The same liberty has its own moral hazards — "take heed lest by any means this liberty of yours⁺ become a stumbling block to the weak" (1Co 8:9); "you⁺, brothers, were called for freedom; only [do] not [use] your⁺ freedom for an occasion to the flesh" (Ga 5:13); "as free, and not using your⁺ freedom for a cloak of wickedness, but as slaves of God" (1Pe 2:16); "promising them liberty, while they themselves are slaves of corruption" (2Pe 2:19). The condition itself is spoken of as captivity in Satan's snare, "having been taken captive by him to his will" (2Ti 2:26).

The Diognetus letter sums up the same sense in its own vocabulary: "In regard then, to the freedom of Christians from being enslaved to such gods, I would have many other things to say; but if, to any, these do not seem sufficient, I count it superfluous to say more" (Gr 2:10).
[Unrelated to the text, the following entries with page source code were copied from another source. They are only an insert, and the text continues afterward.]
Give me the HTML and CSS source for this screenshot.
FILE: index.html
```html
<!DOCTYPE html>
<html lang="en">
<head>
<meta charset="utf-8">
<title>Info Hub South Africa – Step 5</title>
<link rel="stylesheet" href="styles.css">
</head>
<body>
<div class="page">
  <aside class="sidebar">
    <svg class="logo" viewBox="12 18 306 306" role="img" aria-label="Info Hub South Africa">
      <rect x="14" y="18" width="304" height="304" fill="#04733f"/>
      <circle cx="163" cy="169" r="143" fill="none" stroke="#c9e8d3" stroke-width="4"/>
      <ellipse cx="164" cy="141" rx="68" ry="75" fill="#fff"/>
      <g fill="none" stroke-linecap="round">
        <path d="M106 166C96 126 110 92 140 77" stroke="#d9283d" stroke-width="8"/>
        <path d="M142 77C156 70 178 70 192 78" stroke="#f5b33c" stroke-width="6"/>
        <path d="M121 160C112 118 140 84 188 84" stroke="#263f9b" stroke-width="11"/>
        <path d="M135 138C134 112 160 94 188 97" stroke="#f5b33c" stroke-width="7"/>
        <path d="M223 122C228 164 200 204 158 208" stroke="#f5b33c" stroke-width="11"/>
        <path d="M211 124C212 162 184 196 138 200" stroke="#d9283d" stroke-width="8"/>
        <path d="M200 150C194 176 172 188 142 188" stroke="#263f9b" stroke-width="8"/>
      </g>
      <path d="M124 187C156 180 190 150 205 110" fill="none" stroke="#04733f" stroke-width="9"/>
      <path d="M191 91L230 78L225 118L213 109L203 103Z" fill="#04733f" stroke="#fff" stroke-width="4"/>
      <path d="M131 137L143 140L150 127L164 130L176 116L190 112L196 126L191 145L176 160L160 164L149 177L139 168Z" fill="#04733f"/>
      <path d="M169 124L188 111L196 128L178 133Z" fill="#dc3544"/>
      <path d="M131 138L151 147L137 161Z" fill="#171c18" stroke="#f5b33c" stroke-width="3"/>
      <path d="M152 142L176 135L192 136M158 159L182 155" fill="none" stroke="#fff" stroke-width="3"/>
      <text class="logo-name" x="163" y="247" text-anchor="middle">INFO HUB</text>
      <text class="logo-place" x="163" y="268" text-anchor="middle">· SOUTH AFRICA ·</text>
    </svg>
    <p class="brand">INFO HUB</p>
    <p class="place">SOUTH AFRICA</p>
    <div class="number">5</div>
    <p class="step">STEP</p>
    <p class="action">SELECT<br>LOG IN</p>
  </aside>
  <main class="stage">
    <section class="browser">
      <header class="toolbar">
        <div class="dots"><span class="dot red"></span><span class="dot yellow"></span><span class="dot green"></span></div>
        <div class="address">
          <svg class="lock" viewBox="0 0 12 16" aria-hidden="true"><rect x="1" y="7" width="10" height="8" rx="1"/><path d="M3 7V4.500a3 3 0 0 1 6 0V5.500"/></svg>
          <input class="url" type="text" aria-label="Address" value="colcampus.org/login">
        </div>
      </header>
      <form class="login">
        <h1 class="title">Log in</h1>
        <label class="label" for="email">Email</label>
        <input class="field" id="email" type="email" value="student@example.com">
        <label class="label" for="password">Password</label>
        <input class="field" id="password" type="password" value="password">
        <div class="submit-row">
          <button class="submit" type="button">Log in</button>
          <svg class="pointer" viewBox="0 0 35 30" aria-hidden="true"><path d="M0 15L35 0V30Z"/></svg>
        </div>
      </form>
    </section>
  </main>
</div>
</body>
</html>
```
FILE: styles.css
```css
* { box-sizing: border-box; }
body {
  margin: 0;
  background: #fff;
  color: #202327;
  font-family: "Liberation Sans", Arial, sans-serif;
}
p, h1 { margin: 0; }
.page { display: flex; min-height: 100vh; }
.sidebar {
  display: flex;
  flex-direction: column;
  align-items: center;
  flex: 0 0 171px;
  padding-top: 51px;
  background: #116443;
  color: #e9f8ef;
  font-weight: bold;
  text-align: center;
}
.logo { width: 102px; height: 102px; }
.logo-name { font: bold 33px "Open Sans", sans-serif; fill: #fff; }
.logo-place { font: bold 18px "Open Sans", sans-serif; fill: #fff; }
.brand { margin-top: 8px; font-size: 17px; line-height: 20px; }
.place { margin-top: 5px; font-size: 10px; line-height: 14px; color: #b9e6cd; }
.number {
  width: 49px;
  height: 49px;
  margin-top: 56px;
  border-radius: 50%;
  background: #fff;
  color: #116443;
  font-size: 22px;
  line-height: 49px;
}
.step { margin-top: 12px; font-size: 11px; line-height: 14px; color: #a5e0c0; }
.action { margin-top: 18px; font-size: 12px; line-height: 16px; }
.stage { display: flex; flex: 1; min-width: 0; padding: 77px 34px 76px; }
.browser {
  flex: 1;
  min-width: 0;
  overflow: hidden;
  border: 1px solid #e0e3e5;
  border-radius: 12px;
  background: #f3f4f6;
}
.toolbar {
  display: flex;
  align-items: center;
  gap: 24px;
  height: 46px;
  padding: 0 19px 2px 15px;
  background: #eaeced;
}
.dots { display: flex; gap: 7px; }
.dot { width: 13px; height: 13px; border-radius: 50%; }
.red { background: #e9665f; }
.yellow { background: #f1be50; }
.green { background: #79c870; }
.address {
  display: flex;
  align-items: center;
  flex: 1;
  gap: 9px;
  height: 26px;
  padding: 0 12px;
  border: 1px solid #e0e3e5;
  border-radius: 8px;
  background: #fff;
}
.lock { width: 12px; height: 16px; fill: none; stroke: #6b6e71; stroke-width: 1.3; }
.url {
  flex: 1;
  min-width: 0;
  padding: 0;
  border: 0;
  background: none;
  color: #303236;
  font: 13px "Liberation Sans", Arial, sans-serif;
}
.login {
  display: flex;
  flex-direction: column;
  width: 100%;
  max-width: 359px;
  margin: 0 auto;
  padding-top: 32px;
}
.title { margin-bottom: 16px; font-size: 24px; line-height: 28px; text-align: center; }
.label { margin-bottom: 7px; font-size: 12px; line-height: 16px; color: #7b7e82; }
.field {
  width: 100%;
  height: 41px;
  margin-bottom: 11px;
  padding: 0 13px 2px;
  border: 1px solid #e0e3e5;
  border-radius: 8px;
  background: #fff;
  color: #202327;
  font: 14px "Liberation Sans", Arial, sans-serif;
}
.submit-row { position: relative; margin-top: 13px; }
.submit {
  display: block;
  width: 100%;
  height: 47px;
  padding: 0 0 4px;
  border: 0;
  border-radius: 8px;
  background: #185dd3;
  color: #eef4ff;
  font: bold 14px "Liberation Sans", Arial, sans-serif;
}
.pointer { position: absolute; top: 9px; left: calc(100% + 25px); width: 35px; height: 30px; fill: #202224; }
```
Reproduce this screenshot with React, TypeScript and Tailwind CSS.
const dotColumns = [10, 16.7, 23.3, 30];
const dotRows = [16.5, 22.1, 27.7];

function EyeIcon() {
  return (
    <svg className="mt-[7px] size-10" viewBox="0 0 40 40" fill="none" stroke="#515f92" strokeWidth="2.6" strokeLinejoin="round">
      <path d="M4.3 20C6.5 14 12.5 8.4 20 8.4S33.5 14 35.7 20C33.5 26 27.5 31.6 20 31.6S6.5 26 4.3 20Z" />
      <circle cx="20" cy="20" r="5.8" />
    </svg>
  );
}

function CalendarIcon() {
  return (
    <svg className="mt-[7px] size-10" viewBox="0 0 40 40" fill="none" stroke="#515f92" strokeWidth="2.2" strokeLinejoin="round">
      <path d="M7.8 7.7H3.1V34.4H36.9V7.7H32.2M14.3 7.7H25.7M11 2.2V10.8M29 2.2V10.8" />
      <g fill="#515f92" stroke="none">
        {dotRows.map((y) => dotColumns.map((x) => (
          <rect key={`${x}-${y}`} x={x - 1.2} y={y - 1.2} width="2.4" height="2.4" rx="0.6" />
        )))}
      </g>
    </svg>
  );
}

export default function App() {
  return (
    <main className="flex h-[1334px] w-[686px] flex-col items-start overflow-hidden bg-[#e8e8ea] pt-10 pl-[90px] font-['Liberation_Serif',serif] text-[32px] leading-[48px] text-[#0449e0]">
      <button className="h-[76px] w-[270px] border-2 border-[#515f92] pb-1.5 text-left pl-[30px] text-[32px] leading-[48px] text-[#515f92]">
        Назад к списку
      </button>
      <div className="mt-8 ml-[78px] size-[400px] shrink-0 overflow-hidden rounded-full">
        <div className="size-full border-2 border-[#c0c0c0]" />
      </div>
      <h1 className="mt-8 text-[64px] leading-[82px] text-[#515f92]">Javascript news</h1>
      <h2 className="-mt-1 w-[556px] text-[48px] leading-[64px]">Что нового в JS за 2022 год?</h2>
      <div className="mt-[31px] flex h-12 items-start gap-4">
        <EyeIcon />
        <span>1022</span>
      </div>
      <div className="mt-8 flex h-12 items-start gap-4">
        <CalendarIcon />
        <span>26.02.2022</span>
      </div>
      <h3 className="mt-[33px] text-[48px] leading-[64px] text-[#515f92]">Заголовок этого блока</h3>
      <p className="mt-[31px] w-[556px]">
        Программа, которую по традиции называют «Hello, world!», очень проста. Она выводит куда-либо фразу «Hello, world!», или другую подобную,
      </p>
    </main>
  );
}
Yahweh Looses the Prisoners

The line that runs from the cistern-prayer of Lamentations to the synagogue-reading at Nazareth is a single line. It begins in the literal pit — "I called on your name, O Yahweh, out of the lowest dungeon" (Lam 3:55) — and resolves in the praise of the loosing God — "Yahweh looses the prisoners" (Ps 146:7) — and is taken up in the anointed deliverer's commission to "proclaim liberty to the captives, and the opening [of the prison] to those who are bound" (Isa 61:1; Lu 4:18). The literal prisoner — Joseph in the king's prison, Samson in the prison-house, Jeremiah in the mire, Zedekiah in fetters, Micaiah on bread of affliction, Barabbas at the Passover, Paul "in prisons more abundantly" — and the figurative prisoner of sin and corruption stand under the same divine regard, and the same hand opens both.